PROBLEM DETAILS:
Return the material exactly as supplied, apart from the pictures, which are omitted.

DATA SECTION:
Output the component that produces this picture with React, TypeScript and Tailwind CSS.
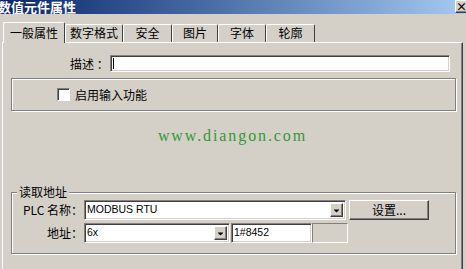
import { FaCaretDown } from "react-icons/fa";

const cjk = { fontFamily: '"Noto Sans CJK SC", "Liberation Sans", sans-serif' };

const sunken =
  "border border-t-[#808080] border-l-[#808080] border-b-white border-r-white shadow-[inset_1px_1px_0_#404040,inset_-1px_-1px_0_#d4d0c8] bg-white";
const raised =
  "border border-t-white border-l-white border-b-[#404040] border-r-[#404040] shadow-[inset_-1px_-1px_0_#808080] bg-[#d4d0c8]";

const tabs = ["一般属性", "数字格式", "安全", "图片", "字体", "轮廓"];
const tabWidths = ["w-[62px]", "w-[58px]", "w-[49px]", "w-[46px]", "w-[48px]", "w-[49px]"];

const Combo = ({ value, width }: { value: string; width: string }) => (
  <div className={`${sunken} ${width} h-[20px] flex items-center justify-between pl-[2px] pr-[2px]`}>
    <span className="text-[10.5px] text-black" style={{ fontFamily: '"Liberation Sans", sans-serif' }}>
      {value}
    </span>
    <div className={`${raised} w-[13px] h-[14px] flex items-center justify-center`}>
      <FaCaretDown className="text-[9px] text-black" />
    </div>
  </div>
);

export default function App() {
  return (
    <div className="w-[466px] h-[269px] overflow-hidden bg-[#d4d0c8] flex flex-col text-black" style={cjk}>
      {/* title bar */}
      <div className="h-[14px] bg-gradient-to-r from-[#0a246a] to-[#a6caf0] flex items-start justify-between">
        <span className="text-white font-bold text-[13px] leading-[13px] -ml-[2px]">数值元件属性</span>
        <div className={`${raised} w-[13px] h-[13px] -mr-[2px] flex items-center justify-center text-[11px] leading-none font-bold`}>
          ×
        </div>
      </div>

      {/* tabs */}
      <div className="mt-[8px] h-[20px] flex items-end pl-[3px] relative z-10">
        {tabs.map((t, i) => (
          <div
            key={t}
            className={`${tabWidths[i]} ${
              i === 0 ? "h-[21px] -mb-[1px] bg-[#d4d0c8] pt-[2px]" : "h-[18px]"
            } border-t border-l border-r border-t-white border-l-white border-r-[#404040] rounded-t-[2px] text-[12px] leading-[16px] flex justify-center`}
          >
            {t}
          </div>
        ))}
      </div>

      {/* tab panel */}
      <div className="ml-[2px] w-[461px] flex-1 border-t border-l border-r border-t-white border-l-white border-r-[#404040] shadow-[inset_-1px_0_0_#808080] flex flex-col">
        <div className="mt-[12px] ml-[67px] flex items-center h-[17px]">
          <span className="text-[12px] w-[40px]">描述 ：</span>
          <div className={`${sunken} w-[340px] h-[17px] flex items-center pl-[2px]`}>
            <div className="w-px h-[11px] bg-black" />
          </div>
        </div>

        <div className="mt-[6px] ml-[8px] w-[445px] h-[33px] border border-[#808080] shadow-[inset_1px_1px_0_white,1px_1px_0_white] flex items-center pl-[45px]">
          <div className="w-[13px] h-[13px] border border-t-[#808080] border-l-[#808080] border-b-white border-r-white shadow-[inset_1px_1px_0_#404040] bg-white" />
          <span className="ml-[5px] text-[12px]">启用输入功能</span>
        </div>

        <div className="h-[81px] flex justify-center pt-[16px]">
          <span
            className="text-[#339933] text-[16px] leading-[18px] tracking-[1.9px]"
            style={{ fontFamily: '"Liberation Serif", serif' }}
          >
            www.diangon.com
          </span>
        </div>

        <div className="relative ml-[8px] w-[445px] h-[62px] border border-[#808080] shadow-[inset_1px_1px_0_white,1px_1px_0_white] flex flex-col pt-[7px] gap-[3px]">
          <span className="absolute -top-[8px] left-[5px] px-[2px] bg-[#d4d0c8] text-[12px] leading-[14px]">读取地址</span>
          <div className="flex items-center">
            <span className="w-[71px] text-right text-[12px]">PLC 名称：</span>
            <div className="ml-[1px]">
              <Combo value="MODBUS RTU" width="w-[262px]" />
            </div>
            <div className={`${raised} ml-[3px] w-[80px] h-[20px] flex items-center justify-center text-[12px]`}>
              设置...
            </div>
          </div>
          <div className="flex items-center">
            <span className="w-[71px] text-right text-[12px]">地址：</span>
            <div className="ml-[1px]">
              <Combo value="6x" width="w-[146px]" />
            </div>
            <div className={`${sunken} ml-[1px] w-[81px] h-[20px] flex items-center pl-[2px]`}>
              <span className="text-[10.5px]" style={{ fontFamily: '"Liberation Sans", sans-serif' }}>
                1#8452
              </span>
            </div>
            <div className="w-[36px] h-[20px] border border-t-[#808080] border-l-[#808080] border-b-white border-r-white bg-[#d4d0c8]" />
          </div>
        </div>
      </div>
    </div>
  );
}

OUTPUT OF THE EXERCISE:
Output the component that produces this picture with React, TypeScript and Tailwind CSS.
import { FaCaretDown } from "react-icons/fa";

const cjk = { fontFamily: '"Noto Sans CJK SC", "Liberation Sans", sans-serif' };

const sunken =
  "border border-t-[#808080] border-l-[#808080] border-b-white border-r-white shadow-[inset_1px_1px_0_#404040,inset_-1px_-1px_0_#d4d0c8] bg-white";
const raised =
  "border border-t-white border-l-white border-b-[#404040] border-r-[#404040] shadow-[inset_-1px_-1px_0_#808080] bg-[#d4d0c8]";

const tabs = ["一般属性", "数字格式", "安全", "图片", "字体", "轮廓"];
const tabWidths = ["w-[62px]", "w-[58px]", "w-[49px]", "w-[46px]", "w-[48px]", "w-[49px]"];

const Combo = ({ value, width }: { value: string; width: string }) => (
  <div className={`${sunken} ${width} h-[20px] flex items-center justify-between pl-[2px] pr-[2px]`}>
    <span className="text-[10.5px] text-black" style={{ fontFamily: '"Liberation Sans", sans-serif' }}>
      {value}
    </span>
    <div className={`${raised} w-[13px] h-[14px] flex items-center justify-center`}>
      <FaCaretDown className="text-[9px] text-black" />
    </div>
  </div>
);

export default function App() {
  return (
    <div className="w-[466px] h-[269px] overflow-hidden bg-[#d4d0c8] flex flex-col text-black" style={cjk}>
      {/* title bar */}
      <div className="h-[14px] bg-gradient-to-r from-[#0a246a] to-[#a6caf0] flex items-start justify-between">
        <span className="text-white font-bold text-[13px] leading-[13px] -ml-[2px]">数值元件属性</span>
        <div className={`${raised} w-[13px] h-[13px] -mr-[2px] flex items-center justify-center text-[11px] leading-none font-bold`}>
          ×
        </div>
      </div>

      {/* tabs */}
      <div className="mt-[8px] h-[20px] flex items-end pl-[3px] relative z-10">
        {tabs.map((t, i) => (
          <div
            key={t}
            className={`${tabWidths[i]} ${
              i === 0 ? "h-[21px] -mb-[1px] bg-[#d4d0c8] pt-[2px]" : "h-[18px]"
            } border-t border-l border-r border-t-white border-l-white border-r-[#404040] rounded-t-[2px] text-[12px] leading-[16px] flex justify-center`}
          >
            {t}
          </div>
        ))}
      </div>

      {/* tab panel */}
      <div className="ml-[2px] w-[461px] flex-1 border-t border-l border-r border-t-white border-l-white border-r-[#404040] shadow-[inset_-1px_0_0_#808080] flex flex-col">
        <div className="mt-[12px] ml-[67px] flex items-center h-[17px]">
          <span className="text-[12px] w-[40px]">描述 ：</span>
          <div className={`${sunken} w-[340px] h-[17px] flex items-center pl-[2px]`}>
            <div className="w-px h-[11px] bg-black" />
          </div>
        </div>

        <div className="mt-[6px] ml-[8px] w-[445px] h-[33px] border border-[#808080] shadow-[inset_1px_1px_0_white,1px_1px_0_white] flex items-center pl-[45px]">
          <div className="w-[13px] h-[13px] border border-t-[#808080] border-l-[#808080] border-b-white border-r-white shadow-[inset_1px_1px_0_#404040] bg-white" />
          <span className="ml-[5px] text-[12px]">启用输入功能</span>
        </div>

        <div className="h-[81px] flex justify-center pt-[16px]">
          <span
            className="text-[#339933] text-[16px] leading-[18px] tracking-[1.9px]"
            style={{ fontFamily: '"Liberation Serif", serif' }}
          >
            www.diangon.com
          </span>
        </div>

        <div className="relative ml-[8px] w-[445px] h-[62px] border border-[#808080] shadow-[inset_1px_1px_0_white,1px_1px_0_white] flex flex-col pt-[7px] gap-[3px]">
          <span className="absolute -top-[8px] left-[5px] px-[2px] bg-[#d4d0c8] text-[12px] leading-[14px]">读取地址</span>
          <div className="flex items-center">
            <span className="w-[71px] text-right text-[12px]">PLC 名称：</span>
            <div className="ml-[1px]">
              <Combo value="MODBUS RTU" width="w-[262px]" />
            </div>
            <div className={`${raised} ml-[3px] w-[80px] h-[20px] flex items-center justify-center text-[12px]`}>
              设置...
            </div>
          </div>
          <div className="flex items-center">
            <span className="w-[71px] text-right text-[12px]">地址：</span>
            <div className="ml-[1px]">
              <Combo value="6x" width="w-[146px]" />
            </div>
            <div className={`${sunken} ml-[1px] w-[81px] h-[20px] flex items-center pl-[2px]`}>
              <span className="text-[10.5px]" style={{ fontFamily: '"Liberation Sans", sans-serif' }}>
                1#8452
              </span>
            </div>
            <div className="w-[36px] h-[20px] border border-t-[#808080] border-l-[#808080] border-b-white border-r-white bg-[#d4d0c8]" />
          </div>
        </div>
      </div>
    </div>
  );
}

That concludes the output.